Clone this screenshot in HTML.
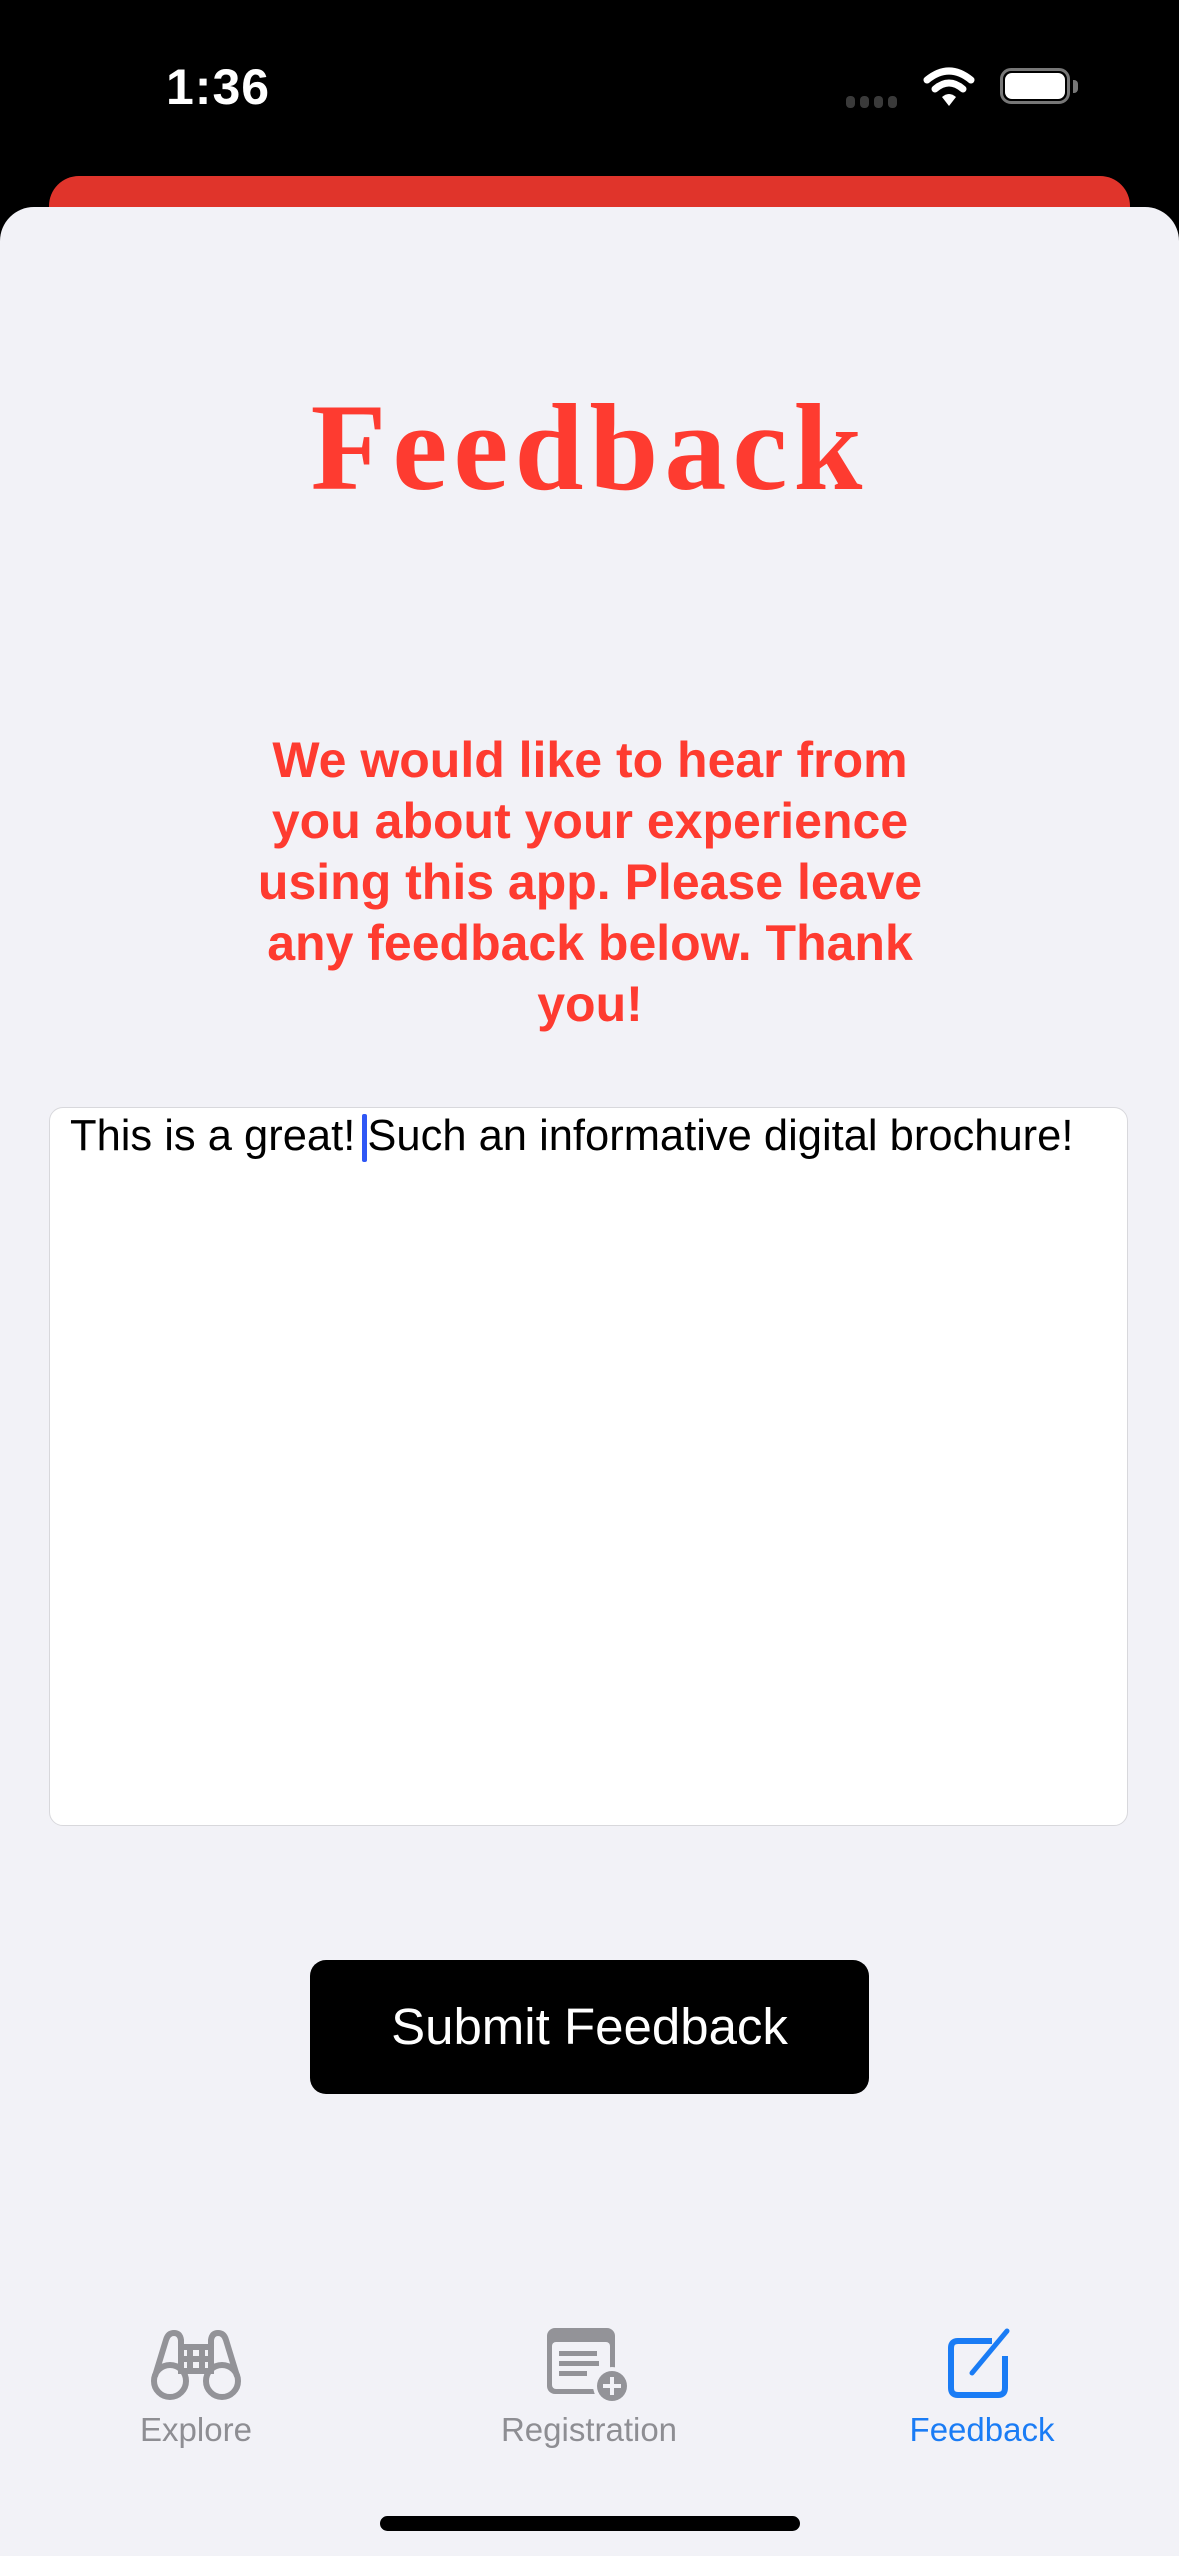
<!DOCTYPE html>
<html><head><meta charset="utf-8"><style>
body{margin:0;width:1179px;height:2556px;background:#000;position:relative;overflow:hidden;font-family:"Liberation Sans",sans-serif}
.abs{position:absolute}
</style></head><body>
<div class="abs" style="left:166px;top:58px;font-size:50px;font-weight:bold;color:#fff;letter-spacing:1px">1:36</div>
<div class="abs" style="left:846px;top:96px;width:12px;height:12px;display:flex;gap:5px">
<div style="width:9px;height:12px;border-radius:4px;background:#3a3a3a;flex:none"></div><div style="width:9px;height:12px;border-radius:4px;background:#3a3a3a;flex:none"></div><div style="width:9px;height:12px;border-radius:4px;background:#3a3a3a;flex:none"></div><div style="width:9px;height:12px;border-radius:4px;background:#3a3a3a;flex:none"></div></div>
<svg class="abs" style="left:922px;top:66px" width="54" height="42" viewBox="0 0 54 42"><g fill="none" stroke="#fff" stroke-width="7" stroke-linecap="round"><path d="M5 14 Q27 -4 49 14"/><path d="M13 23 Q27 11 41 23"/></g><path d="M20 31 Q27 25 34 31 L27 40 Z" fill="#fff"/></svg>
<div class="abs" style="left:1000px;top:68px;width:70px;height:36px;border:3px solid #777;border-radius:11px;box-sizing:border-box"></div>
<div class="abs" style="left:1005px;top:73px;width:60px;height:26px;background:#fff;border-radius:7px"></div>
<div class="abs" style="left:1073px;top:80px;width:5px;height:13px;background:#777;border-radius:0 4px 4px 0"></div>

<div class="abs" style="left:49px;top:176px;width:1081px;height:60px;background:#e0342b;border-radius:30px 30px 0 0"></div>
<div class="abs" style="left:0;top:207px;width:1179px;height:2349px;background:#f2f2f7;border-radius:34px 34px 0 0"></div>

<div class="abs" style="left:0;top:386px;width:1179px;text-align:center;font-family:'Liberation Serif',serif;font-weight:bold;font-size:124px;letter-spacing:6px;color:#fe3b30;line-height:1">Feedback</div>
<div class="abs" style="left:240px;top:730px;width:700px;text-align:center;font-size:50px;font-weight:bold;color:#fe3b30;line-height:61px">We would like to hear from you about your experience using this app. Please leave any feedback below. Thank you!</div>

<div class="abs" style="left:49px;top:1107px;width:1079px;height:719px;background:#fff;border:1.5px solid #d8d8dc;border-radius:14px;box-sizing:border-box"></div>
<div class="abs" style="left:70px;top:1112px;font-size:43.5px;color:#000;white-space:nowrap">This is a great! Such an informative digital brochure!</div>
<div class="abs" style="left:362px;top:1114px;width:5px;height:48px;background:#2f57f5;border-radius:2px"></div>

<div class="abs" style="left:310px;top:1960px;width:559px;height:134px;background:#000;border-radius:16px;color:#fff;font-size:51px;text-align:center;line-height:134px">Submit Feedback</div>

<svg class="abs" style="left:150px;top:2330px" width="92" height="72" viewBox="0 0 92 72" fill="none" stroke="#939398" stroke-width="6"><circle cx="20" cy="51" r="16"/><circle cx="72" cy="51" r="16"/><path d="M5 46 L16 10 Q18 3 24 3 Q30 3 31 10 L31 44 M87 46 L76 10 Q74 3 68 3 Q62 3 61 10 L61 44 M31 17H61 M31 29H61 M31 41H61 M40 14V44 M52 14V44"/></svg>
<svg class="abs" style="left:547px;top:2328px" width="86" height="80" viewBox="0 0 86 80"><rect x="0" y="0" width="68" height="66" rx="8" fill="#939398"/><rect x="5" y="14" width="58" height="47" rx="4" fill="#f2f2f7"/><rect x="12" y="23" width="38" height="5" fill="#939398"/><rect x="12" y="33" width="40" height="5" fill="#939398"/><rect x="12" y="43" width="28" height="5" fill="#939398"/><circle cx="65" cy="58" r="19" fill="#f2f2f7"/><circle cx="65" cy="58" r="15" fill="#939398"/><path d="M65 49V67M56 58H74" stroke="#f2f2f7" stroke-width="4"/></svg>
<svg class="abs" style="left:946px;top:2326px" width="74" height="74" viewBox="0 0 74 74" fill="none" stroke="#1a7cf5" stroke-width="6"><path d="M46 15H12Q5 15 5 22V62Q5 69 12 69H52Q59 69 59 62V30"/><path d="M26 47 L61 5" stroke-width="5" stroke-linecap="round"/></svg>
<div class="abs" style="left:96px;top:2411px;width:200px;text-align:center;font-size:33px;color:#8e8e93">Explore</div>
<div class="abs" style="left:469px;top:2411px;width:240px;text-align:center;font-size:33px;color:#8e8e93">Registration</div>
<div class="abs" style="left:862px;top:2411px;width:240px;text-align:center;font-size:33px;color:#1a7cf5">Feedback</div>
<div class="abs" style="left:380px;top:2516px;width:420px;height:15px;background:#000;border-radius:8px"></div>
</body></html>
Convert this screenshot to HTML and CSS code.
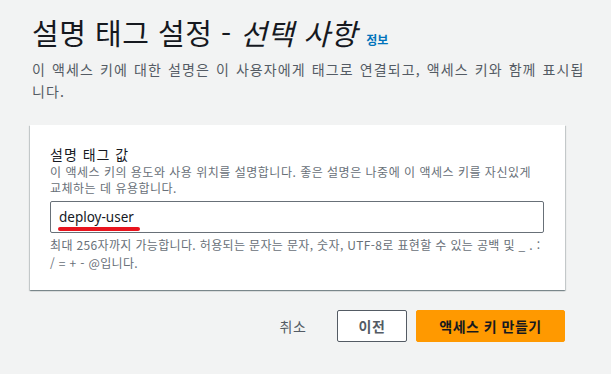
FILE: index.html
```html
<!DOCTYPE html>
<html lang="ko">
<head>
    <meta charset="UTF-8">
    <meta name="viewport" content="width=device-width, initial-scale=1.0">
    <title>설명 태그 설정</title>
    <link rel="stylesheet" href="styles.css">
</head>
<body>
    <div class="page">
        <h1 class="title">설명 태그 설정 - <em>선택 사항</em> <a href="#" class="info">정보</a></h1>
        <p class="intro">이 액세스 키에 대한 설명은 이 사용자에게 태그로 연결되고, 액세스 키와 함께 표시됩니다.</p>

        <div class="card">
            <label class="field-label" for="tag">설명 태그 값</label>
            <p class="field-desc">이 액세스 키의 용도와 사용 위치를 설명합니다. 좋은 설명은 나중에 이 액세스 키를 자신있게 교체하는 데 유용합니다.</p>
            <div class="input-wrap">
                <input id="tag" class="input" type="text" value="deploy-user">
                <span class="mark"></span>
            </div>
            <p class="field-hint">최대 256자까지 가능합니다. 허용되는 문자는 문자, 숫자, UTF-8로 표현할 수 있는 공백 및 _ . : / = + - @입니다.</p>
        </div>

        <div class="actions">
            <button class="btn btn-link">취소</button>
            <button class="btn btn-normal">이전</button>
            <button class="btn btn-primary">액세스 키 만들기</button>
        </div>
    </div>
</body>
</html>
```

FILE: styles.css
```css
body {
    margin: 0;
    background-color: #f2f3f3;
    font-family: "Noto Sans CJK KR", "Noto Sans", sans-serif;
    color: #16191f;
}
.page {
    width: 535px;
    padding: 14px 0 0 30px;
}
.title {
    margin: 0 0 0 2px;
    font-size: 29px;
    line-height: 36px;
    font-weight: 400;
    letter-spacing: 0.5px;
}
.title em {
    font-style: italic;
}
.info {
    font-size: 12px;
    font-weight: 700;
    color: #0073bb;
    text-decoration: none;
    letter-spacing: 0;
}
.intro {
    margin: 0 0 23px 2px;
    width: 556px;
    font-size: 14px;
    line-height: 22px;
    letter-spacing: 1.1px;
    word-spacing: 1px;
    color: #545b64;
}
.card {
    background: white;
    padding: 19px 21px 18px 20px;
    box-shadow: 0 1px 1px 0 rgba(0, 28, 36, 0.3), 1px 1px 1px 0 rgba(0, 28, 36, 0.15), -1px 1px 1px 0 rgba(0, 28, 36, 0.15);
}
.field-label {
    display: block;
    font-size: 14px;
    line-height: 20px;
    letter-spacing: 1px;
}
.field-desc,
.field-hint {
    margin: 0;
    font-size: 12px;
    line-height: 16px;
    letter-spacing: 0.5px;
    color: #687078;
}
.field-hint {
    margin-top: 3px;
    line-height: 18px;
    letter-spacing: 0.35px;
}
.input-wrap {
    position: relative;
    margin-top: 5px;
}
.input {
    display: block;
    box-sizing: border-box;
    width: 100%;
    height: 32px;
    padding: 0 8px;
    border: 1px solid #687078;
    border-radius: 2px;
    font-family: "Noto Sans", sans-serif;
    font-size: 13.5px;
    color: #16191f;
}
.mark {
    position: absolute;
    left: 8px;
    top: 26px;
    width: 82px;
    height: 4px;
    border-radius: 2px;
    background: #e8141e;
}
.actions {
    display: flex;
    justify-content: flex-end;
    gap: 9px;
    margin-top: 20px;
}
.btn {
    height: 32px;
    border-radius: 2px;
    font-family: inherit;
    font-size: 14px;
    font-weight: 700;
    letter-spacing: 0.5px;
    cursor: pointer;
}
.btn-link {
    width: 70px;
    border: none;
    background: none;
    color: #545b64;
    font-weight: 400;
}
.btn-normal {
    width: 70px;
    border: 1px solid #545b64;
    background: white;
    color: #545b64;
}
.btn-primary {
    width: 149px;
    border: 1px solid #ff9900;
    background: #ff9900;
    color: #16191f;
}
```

**Work to be completed**
State how many lines of the listing include the word "screenshot". Reply with the number alone.

**Output for this exercise**
2